Multifunctional starch-based double-network hydrogels as electronic skin

Abstract

Abstract The realization of flexible pressure sensors that could mimic the perception functions of human skin (touch, temperature, and humidity) is important for development of electronic skin. However, the design and preparation of highly sensitive sensors for multifunctional sensing of pressure, temperature and humidity remains a challenge. Here, we first designed and prepared a flexible starch/polyacrylamide (PAM) double-network hydrogel, with additional introduction of Na+ and Cl− to further enhance the electrical properties. Subsequently, a multifunctional pressure sensor was fabricated by sandwiching a microstructured starch-based hydrogel into two flexible AgNWs electrodes. In the test run, the prepared sensor exhibited a high sensitivity of 48.35 kPa−1, a fast response time of 11 ms, and remarkable mechanical stability (>3000 cycles). Given the satisfactory performance for pressure sensing, we demonstrated the ability of the sensor to monitor various human dynamics. Moreover, the starch-based hydrogel was further developed as a flexible temperature and humidity sensor for its water absorption and swelling properties.

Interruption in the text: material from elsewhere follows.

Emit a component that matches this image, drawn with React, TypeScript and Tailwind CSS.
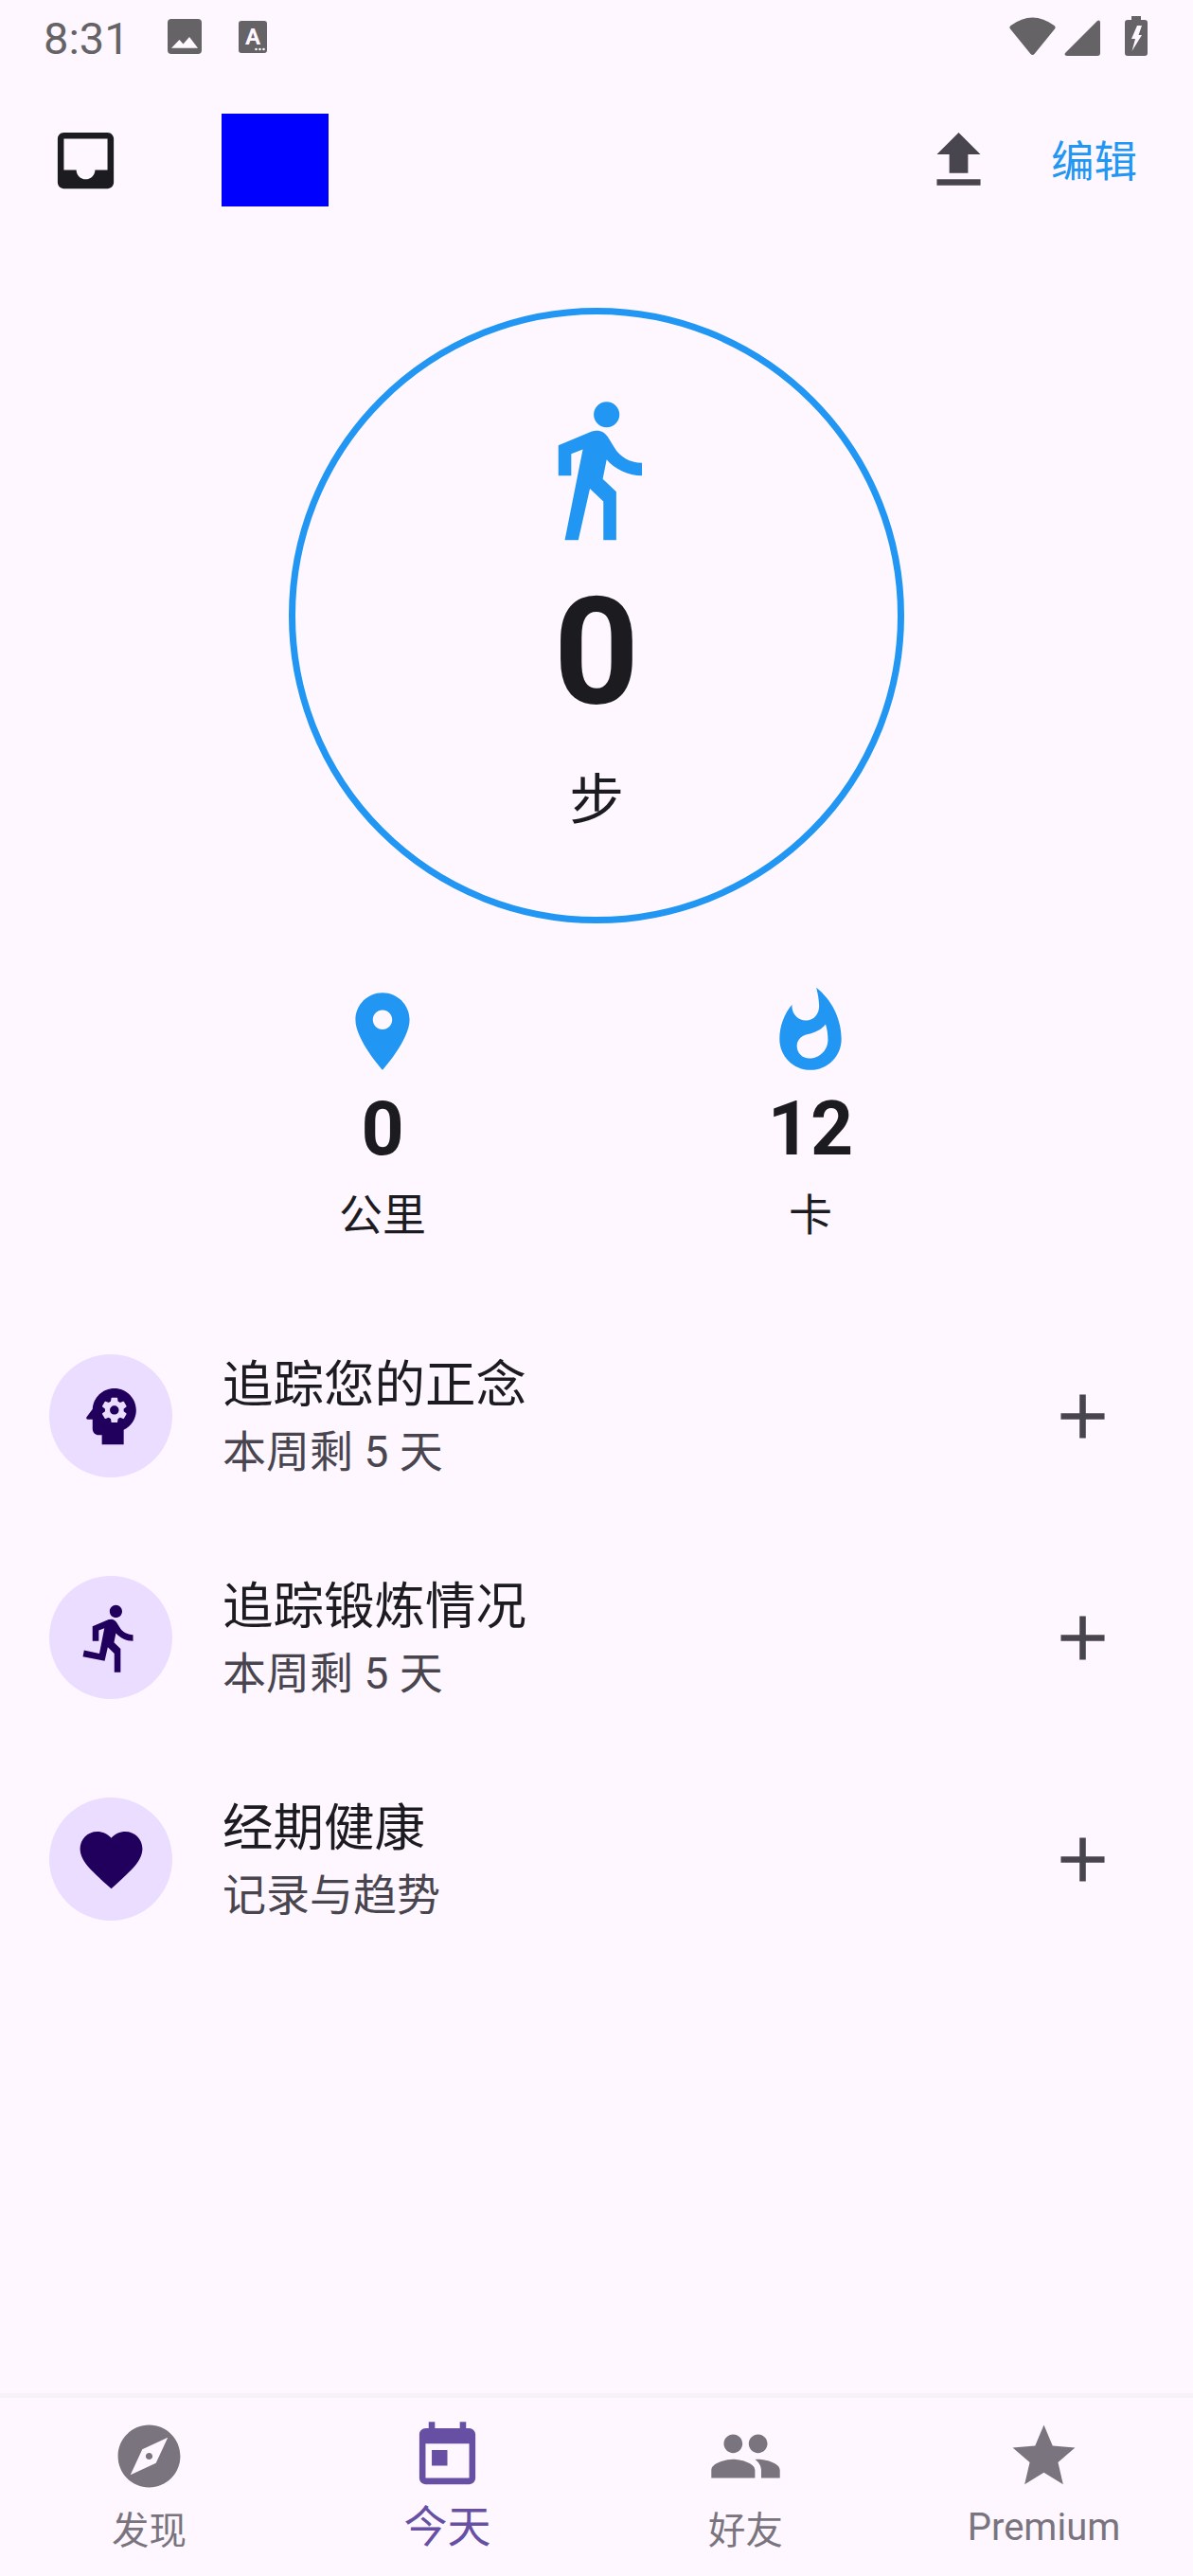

In particular, the asynchrony of pressure, temperature and humidity strains (straining to stability at 11 ms, 2 s and 10 s, respectively) resulted in the automatic separation of different electrical signals. The intuitive interpretation of the data without involving complex parameter separation calculations allowed the starch-based hydrogels to be developed as an integrated, multifunctional sensor of pressure, temperature and humidity with high sensitivity and flexibility. The above properties suggest that the prepared bio-based hydrogels may provide a new solution for the prospect of green and multifunctional electronic skin development.